How Spiral Matrix actually works
Spiral traversal is not about direction-changing tricks - it is about four boundaries closing in. top, bottom, left, right fence the block of cells not yet visited; each pass walks one edge of that fence and then pulls it inward. When the fence closes, every cell has been emitted exactly once.

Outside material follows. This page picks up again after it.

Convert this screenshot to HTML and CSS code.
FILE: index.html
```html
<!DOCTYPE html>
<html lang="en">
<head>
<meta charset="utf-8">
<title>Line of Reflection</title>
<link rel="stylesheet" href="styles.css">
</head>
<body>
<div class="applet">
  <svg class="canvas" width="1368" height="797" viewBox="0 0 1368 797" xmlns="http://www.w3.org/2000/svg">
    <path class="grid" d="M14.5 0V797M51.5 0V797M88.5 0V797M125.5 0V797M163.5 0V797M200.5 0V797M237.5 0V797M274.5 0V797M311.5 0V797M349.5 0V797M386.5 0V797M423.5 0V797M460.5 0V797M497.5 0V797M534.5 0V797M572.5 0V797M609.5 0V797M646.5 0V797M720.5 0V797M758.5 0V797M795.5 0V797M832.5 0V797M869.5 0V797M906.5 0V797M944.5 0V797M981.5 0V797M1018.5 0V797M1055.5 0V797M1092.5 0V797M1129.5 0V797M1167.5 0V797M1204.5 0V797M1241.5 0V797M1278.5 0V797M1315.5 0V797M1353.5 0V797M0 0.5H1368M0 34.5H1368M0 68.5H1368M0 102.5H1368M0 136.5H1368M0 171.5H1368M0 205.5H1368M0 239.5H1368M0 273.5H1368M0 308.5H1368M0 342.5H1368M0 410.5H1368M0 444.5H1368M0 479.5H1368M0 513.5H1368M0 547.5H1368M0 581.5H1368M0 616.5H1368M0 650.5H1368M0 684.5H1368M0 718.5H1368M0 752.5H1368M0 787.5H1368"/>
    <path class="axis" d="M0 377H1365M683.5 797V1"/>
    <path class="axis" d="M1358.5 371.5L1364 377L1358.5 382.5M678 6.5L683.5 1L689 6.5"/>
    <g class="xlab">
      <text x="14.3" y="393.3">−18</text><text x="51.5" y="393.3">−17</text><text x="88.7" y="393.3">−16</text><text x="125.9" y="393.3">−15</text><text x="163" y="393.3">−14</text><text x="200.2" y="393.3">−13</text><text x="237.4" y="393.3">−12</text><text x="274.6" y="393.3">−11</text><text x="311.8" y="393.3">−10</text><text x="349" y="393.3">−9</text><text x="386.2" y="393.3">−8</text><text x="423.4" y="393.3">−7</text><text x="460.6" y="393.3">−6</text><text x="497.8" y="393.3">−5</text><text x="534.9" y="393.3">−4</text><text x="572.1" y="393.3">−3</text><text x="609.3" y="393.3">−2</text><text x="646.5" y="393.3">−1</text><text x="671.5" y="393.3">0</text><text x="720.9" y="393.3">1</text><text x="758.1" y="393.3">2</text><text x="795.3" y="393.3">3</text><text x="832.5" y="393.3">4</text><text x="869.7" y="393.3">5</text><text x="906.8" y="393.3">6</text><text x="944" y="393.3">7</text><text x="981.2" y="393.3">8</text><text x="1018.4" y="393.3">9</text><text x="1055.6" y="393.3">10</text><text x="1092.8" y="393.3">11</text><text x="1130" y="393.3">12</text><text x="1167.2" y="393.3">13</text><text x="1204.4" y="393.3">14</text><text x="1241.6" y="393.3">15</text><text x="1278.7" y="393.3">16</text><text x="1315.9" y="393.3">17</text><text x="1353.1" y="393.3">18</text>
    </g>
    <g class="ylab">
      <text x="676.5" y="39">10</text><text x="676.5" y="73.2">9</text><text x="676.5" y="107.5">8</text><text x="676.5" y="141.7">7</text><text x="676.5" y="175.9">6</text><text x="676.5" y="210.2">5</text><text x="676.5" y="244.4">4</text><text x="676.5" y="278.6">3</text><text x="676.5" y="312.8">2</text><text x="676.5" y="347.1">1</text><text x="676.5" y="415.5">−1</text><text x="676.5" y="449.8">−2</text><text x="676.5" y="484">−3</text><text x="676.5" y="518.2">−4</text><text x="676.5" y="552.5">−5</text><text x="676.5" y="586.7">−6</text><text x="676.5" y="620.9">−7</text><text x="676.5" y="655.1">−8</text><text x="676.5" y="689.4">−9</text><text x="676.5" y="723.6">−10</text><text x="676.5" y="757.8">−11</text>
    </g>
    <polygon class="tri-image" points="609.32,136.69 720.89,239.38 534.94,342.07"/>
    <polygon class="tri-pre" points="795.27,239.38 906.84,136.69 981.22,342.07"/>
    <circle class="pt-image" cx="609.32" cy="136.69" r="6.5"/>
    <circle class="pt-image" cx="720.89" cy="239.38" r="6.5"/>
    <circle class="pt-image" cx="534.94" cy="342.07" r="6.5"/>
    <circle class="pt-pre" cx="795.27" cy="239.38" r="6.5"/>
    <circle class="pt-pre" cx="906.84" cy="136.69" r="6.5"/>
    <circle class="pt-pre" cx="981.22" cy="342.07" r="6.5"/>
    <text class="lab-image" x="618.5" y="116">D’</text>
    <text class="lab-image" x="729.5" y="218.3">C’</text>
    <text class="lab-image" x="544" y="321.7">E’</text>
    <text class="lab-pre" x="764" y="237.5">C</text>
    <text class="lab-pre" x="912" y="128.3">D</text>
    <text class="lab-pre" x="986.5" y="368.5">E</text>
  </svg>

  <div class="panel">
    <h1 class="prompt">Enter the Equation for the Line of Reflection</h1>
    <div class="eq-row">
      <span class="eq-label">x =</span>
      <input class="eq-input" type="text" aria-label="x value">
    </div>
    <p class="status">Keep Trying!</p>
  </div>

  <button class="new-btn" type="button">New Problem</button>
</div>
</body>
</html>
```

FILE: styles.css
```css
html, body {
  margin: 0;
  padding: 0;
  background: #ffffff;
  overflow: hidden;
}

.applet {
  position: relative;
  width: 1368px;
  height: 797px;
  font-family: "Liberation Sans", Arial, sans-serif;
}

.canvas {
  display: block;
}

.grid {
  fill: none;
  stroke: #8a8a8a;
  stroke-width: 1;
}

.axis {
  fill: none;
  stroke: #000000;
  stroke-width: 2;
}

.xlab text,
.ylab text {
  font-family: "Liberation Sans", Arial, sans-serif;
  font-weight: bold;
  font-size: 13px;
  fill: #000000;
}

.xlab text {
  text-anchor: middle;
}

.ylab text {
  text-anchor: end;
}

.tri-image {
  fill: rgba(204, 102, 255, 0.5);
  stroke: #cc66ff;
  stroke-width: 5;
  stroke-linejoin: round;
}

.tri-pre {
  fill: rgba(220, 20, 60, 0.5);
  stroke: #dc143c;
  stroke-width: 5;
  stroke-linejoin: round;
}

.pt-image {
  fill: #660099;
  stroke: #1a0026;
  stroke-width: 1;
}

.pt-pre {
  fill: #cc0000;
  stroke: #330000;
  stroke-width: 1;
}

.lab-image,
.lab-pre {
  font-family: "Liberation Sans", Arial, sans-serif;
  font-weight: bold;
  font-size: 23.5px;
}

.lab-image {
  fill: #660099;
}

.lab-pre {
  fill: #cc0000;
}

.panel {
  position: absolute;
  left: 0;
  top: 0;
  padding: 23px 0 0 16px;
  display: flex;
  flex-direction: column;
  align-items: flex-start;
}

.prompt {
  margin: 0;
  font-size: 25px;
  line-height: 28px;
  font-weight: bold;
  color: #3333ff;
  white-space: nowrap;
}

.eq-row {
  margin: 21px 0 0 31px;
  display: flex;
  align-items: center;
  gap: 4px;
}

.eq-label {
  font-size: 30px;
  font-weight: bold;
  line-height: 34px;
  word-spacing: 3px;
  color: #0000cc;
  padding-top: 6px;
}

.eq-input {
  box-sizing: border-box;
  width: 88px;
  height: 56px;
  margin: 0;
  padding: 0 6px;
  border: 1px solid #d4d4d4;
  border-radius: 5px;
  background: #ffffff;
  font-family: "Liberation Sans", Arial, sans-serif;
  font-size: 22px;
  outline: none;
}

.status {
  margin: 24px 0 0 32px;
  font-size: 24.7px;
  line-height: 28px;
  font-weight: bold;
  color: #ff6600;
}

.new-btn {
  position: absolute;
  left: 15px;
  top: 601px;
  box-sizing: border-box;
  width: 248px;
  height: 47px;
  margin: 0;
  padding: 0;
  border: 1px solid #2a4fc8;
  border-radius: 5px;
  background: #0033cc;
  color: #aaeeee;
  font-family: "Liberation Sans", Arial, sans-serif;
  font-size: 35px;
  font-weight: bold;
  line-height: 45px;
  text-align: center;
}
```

Four boundaries fence the grid
top = 0, bottom = rows - 1, left = 0, right = cols - 1: the fence starts around the whole matrix. The invariant the player tracks is the spiral's whole claim: cells emitted so far were emitted exactly once, and everything inside the fence is still unvisited.
Walk the top edge
Emit row `top` from left to right. This edge is now spent - which is precisely why the next step can shrink the fence without losing anything.
Pull the fence in
top += 1 (and later right -= 1, bottom -= 1, left += 1) retires the walked edge. The two if-guards before the bottom and left walks are the subtle part: after shrinking, the fence may have collapsed - a single-row or single-column remainder - and walking a collapsed edge would emit cells twice. The guards are what keep the invariant true.
Down the right edge
Emit column `right` from the new top down to bottom. Note it starts from the NEW top - the shrink that just happened is what stops the corner cell from being emitted twice. Same pattern as before: walk the edge, then retire it.
Back along the bottom - if it still exists
Guarded by top <= bottom: in a matrix with a single remaining row, the top walk already consumed it, and walking 'the bottom' would re-emit the same cells in reverse. The guard is not defensive style - remove it and the output is wrong on any non-square matrix.

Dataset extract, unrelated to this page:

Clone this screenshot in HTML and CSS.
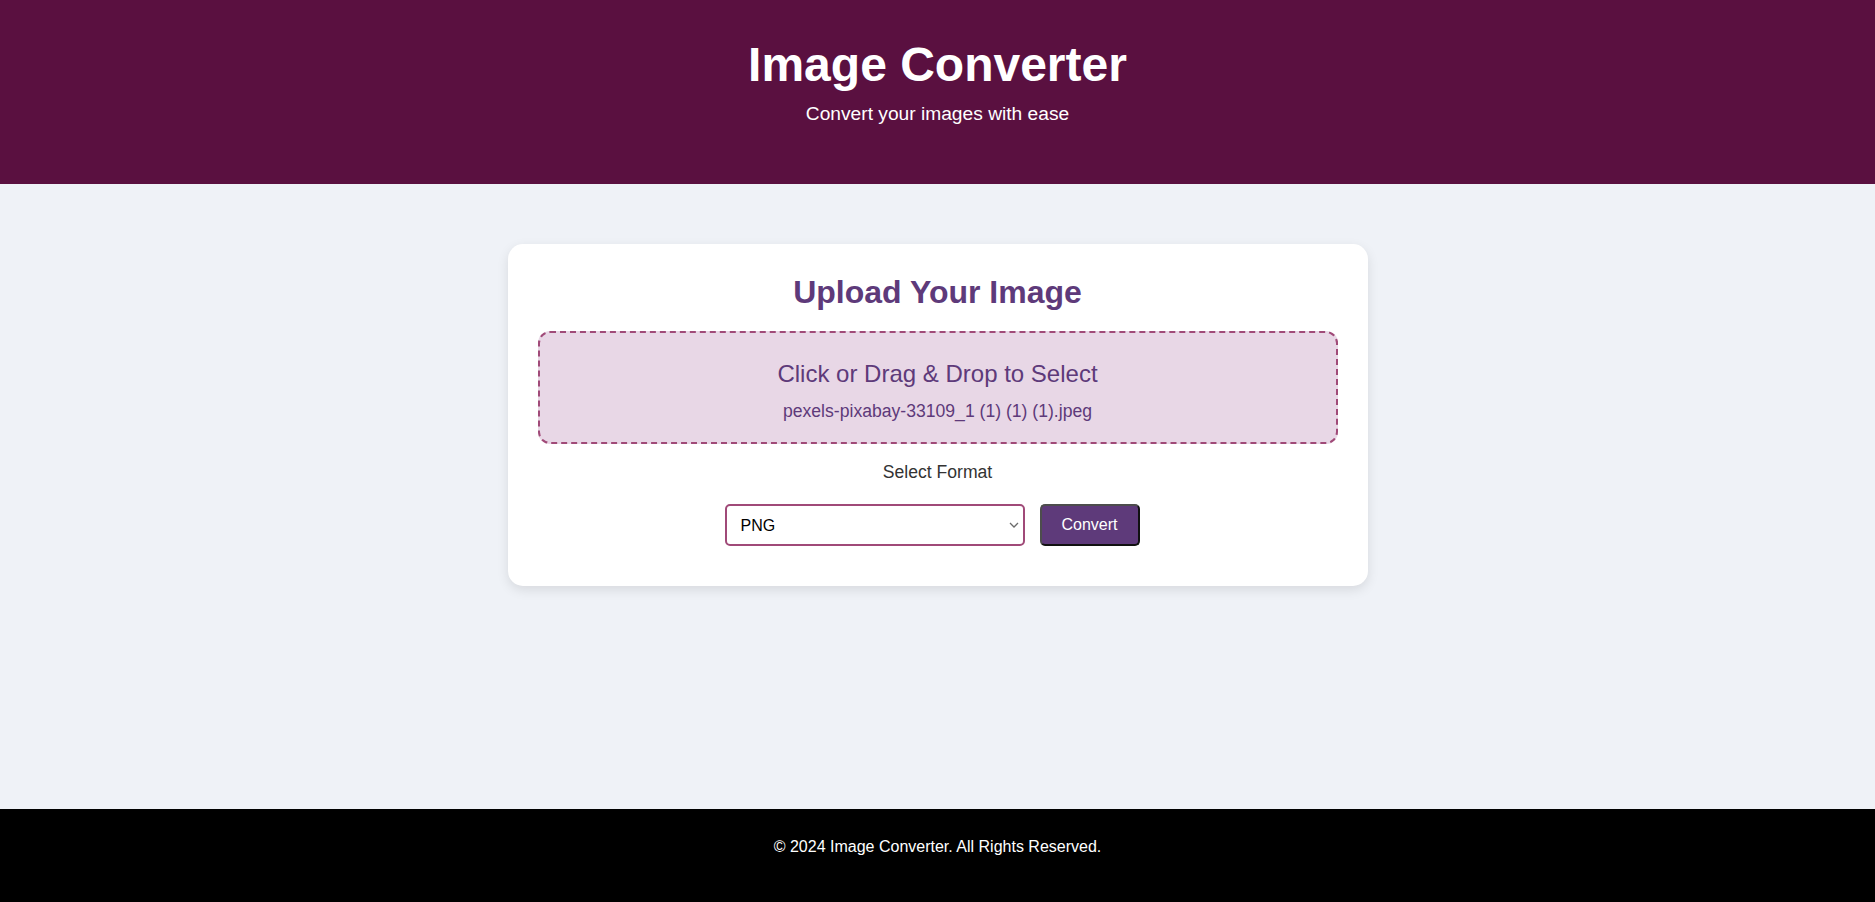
FILE: index.html
```html
<!DOCTYPE html>
<html lang="en">
<head>
<meta charset="utf-8">
<title>Image Converter</title>
<link rel="stylesheet" href="styles.css">
</head>
<body>
<header class="site-header">
  <h1 class="site-title">Image Converter</h1>
  <p class="site-subtitle">Convert your images with ease</p>
</header>
<main class="main">
  <section class="card">
    <h2 class="card-title">Upload Your Image</h2>
    <label class="dropzone">
      <span class="dropzone-text">Click or Drag &amp; Drop to Select</span>
      <span class="dropzone-file">pexels-pixabay-33109_1 (1) (1) (1).jpeg</span>
    </label>
    <p class="format-label">Select Format</p>
    <div class="controls">
      <div class="select-wrap">
        <select class="format-select">
          <option>PNG</option>
          <option>JPEG</option>
          <option>WEBP</option>
        </select>
        <svg class="select-arrow" width="10" height="6" viewBox="0 0 10 6" aria-hidden="true"><path d="M1 1 L5 5 L9 1" fill="none" stroke="#6b6b6b" stroke-width="1.3"/></svg>
      </div>
      <button class="convert-btn" type="button">Convert</button>
    </div>
  </section>
</main>
<footer class="site-footer">
  <p class="footer-text">© 2024 Image Converter. All Rights Reserved.</p>
</footer>
</body>
</html>
```
FILE: styles.css
```css
* { box-sizing: border-box; }
html, body { margin: 0; padding: 0; }
body {
  font-family: "Liberation Sans", Arial, sans-serif;
  background: #eff2f7;
  min-height: 100vh;
  display: flex;
  flex-direction: column;
}
.site-header {
  background: #5a1040;
  color: #ffffff;
  text-align: center;
  padding: 37px 20px 59px;
}
.site-title {
  margin: 0 0 11px;
  font-size: 48px;
  font-weight: bold;
}
.site-subtitle {
  margin: 0;
  font-size: 19.2px;
}
.main {
  flex: 1;
  display: flex;
  justify-content: center;
  align-items: flex-start;
  padding-top: 60px;
}
.card {
  width: 860px;
  background: #ffffff;
  border-radius: 15px;
  padding: 30px 30px 40px;
  box-shadow: 0 4px 12px rgba(0, 0, 0, 0.1);
  text-align: center;
  display: flex;
  flex-direction: column;
  align-items: stretch;
}
.card-title {
  margin: 0 0 20px;
  font-size: 32px;
  font-weight: bold;
  color: #5e3a7a;
}
.dropzone {
  display: flex;
  flex-direction: column;
  align-items: center;
  gap: 13px;
  background: #e8d7e6;
  border: 2px dashed #a04a78;
  border-radius: 12px;
  padding: 27px 20px 20px;
  color: #5e3a7a;
  cursor: pointer;
}
.dropzone-text { font-size: 24px; }
.dropzone-file { font-size: 17.6px; }
.format-label {
  margin: 18px 0 21px;
  font-size: 17.6px;
  color: #333333;
}
.controls {
  display: flex;
  justify-content: center;
  gap: 15px;
  padding-right: 11px;
}
.select-wrap {
  position: relative;
  width: 300px;
}
.format-select {
  appearance: none;
  -webkit-appearance: none;
  width: 300px;
  height: 42.4px;
  padding: 10px 30px 10px 14px;
  font-family: "Liberation Sans", Arial, sans-serif;
  font-size: 16px;
  color: #000000;
  background: #ffffff;
  border: 2px solid #a04a78;
  border-radius: 5px;
}
.select-arrow {
  position: absolute;
  right: 6px;
  top: 18px;
  pointer-events: none;
}
.convert-btn {
  width: 100px;
  height: 42.4px;
  padding: 10px 20px;
  font-family: "Liberation Sans", Arial, sans-serif;
  font-size: 16px;
  color: #ffffff;
  background: #5e3a7a;
  border: 2px solid;
  border-color: #4d4d4d #111111 #111111 #4d4d4d;
  border-radius: 5px;
  cursor: pointer;
}
.site-footer {
  background: #000000;
  color: #ffffff;
  text-align: center;
  padding: 29px 20px 46px;
}
.footer-text {
  margin: 0;
  font-size: 16px;
}
```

Up the left edge - same guard, other axis
Guarded by left <= right for the single-column case. After this the loop returns to walk-right with a strictly smaller fence.
The fence closes
When top > bottom or left > right, no unvisited block remains. The emitted order holds every cell exactly once - m x n appends, O(m*n) time, O(1) extra space beyond the output.
Common confusions
Why do only two of the four walks have guards?
The first two walks (right, down) are always valid when the loop condition holds. The second two retrace the SAME row or column when only one remains - the guards skip exactly those double-walks. Symmetric guards on all four would be harmless but redundant, and understanding why is understanding the algorithm.
Is there a rotate-the-matrix trick instead?
Yes - emit the top row, rotate the rest counterclockwise, repeat. Elegant to say, O(m*n) extra work per rotation to do. The boundary walk is what you would ship.